▶ **Work required**: All lines from the one containing "Write a component" through the final line of the records below should be reproduced exactly, with the pictures left out.

▶ **The data**:
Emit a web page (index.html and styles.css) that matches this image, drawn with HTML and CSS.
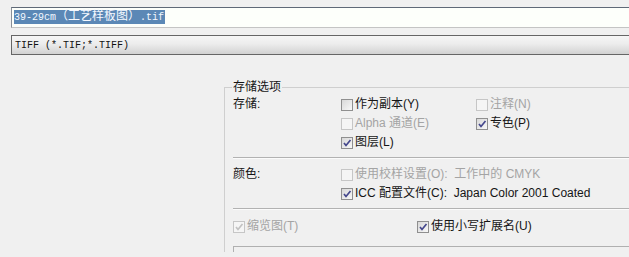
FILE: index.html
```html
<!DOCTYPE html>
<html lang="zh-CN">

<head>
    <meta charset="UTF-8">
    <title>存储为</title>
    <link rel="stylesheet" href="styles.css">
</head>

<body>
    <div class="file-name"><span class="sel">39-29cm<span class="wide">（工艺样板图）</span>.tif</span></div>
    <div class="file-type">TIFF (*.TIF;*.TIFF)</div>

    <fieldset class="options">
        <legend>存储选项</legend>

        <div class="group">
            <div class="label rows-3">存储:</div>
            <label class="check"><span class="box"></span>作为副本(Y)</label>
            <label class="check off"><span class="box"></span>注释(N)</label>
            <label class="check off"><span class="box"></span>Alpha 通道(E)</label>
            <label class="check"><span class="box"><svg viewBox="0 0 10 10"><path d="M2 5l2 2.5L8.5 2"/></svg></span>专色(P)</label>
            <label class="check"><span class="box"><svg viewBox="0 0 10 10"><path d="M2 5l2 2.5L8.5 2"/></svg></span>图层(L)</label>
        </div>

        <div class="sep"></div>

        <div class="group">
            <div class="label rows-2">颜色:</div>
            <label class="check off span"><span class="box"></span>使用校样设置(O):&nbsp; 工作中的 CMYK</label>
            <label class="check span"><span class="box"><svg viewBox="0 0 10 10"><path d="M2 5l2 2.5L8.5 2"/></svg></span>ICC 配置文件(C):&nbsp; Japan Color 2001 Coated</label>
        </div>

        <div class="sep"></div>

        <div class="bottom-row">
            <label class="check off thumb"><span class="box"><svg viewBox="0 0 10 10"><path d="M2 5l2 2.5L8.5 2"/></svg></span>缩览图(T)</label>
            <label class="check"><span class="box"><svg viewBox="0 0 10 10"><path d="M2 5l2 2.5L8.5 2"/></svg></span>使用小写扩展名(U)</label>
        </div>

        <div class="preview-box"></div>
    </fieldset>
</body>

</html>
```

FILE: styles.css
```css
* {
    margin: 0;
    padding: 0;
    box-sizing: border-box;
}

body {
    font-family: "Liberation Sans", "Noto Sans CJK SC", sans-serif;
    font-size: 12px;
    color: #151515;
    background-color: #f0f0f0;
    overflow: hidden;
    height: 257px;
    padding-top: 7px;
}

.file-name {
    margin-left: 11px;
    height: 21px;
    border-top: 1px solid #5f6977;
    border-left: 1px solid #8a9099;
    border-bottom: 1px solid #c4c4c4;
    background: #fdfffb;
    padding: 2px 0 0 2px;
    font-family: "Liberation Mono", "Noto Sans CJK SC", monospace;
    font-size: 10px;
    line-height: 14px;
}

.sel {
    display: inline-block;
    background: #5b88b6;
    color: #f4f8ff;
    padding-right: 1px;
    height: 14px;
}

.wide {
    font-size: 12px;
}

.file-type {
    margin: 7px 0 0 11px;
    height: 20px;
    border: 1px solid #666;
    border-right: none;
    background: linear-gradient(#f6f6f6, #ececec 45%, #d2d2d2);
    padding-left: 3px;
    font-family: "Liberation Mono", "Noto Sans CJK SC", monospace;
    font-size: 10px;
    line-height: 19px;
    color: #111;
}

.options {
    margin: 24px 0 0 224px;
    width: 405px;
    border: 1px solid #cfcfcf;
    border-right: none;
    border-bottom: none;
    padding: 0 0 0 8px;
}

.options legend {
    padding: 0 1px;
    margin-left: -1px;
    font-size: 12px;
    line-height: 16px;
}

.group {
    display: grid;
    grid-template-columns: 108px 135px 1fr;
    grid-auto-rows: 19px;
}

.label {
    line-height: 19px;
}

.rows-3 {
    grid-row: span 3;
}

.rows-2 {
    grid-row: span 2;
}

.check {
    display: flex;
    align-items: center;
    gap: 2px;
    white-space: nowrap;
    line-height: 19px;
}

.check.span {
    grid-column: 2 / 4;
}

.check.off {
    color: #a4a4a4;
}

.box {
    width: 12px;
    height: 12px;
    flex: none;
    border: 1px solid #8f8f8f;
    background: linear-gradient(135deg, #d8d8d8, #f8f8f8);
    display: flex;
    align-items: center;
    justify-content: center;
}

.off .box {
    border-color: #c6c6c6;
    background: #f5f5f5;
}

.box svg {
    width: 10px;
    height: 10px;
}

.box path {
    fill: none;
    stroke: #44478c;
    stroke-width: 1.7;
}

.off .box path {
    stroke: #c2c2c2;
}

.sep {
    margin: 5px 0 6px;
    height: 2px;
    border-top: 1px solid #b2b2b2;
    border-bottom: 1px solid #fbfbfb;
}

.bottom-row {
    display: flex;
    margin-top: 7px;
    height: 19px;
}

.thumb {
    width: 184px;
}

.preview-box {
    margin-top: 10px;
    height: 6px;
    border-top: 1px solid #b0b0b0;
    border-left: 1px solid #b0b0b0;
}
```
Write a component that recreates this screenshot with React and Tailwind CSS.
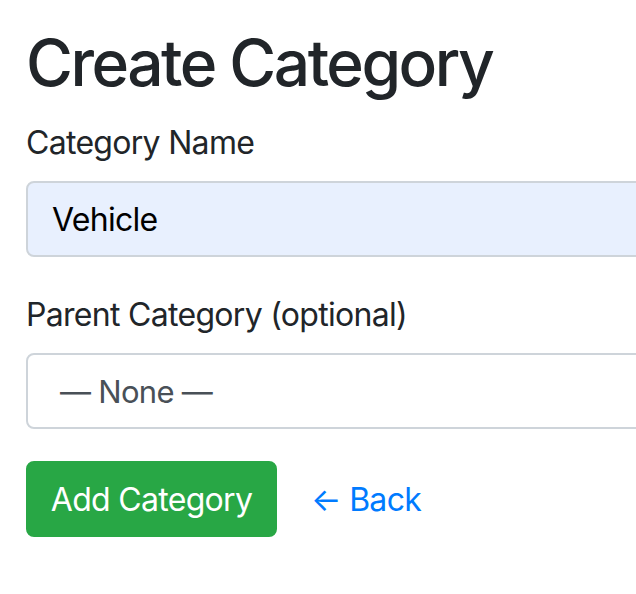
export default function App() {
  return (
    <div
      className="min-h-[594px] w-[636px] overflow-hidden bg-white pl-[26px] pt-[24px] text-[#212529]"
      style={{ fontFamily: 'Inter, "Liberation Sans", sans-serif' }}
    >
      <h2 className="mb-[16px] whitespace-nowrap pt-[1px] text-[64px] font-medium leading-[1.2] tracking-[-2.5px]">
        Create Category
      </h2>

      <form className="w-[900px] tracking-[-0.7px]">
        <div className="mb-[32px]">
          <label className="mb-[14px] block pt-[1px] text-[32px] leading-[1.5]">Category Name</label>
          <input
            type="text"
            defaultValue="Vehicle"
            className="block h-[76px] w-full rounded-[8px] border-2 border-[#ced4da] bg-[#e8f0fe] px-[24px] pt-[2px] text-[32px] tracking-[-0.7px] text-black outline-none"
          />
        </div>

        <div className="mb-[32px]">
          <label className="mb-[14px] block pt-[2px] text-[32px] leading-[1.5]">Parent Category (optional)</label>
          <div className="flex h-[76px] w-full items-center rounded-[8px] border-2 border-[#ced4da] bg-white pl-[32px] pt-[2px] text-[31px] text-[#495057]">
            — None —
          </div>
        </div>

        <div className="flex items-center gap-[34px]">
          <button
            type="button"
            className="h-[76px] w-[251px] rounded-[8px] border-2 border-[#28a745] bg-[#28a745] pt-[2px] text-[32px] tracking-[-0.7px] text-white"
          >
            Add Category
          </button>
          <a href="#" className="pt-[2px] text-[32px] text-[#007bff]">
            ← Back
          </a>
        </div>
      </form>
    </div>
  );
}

▶ **Result for this task**:
Write a component that recreates this screenshot with React and Tailwind CSS.
export default function App() {
  return (
    <div
      className="min-h-[594px] w-[636px] overflow-hidden bg-white pl-[26px] pt-[24px] text-[#212529]"
      style={{ fontFamily: 'Inter, "Liberation Sans", sans-serif' }}
    >
      <h2 className="mb-[16px] whitespace-nowrap pt-[1px] text-[64px] font-medium leading-[1.2] tracking-[-2.5px]">
        Create Category
      </h2>

      <form className="w-[900px] tracking-[-0.7px]">
        <div className="mb-[32px]">
          <label className="mb-[14px] block pt-[1px] text-[32px] leading-[1.5]">Category Name</label>
          <input
            type="text"
            defaultValue="Vehicle"
            className="block h-[76px] w-full rounded-[8px] border-2 border-[#ced4da] bg-[#e8f0fe] px-[24px] pt-[2px] text-[32px] tracking-[-0.7px] text-black outline-none"
          />
        </div>

        <div className="mb-[32px]">
          <label className="mb-[14px] block pt-[2px] text-[32px] leading-[1.5]">Parent Category (optional)</label>
          <div className="flex h-[76px] w-full items-center rounded-[8px] border-2 border-[#ced4da] bg-white pl-[32px] pt-[2px] text-[31px] text-[#495057]">
            — None —
          </div>
        </div>

        <div className="flex items-center gap-[34px]">
          <button
            type="button"
            className="h-[76px] w-[251px] rounded-[8px] border-2 border-[#28a745] bg-[#28a745] pt-[2px] text-[32px] tracking-[-0.7px] text-white"
          >
            Add Category
          </button>
          <a href="#" className="pt-[2px] text-[32px] text-[#007bff]">
            ← Back
          </a>
        </div>
      </form>
    </div>
  );
}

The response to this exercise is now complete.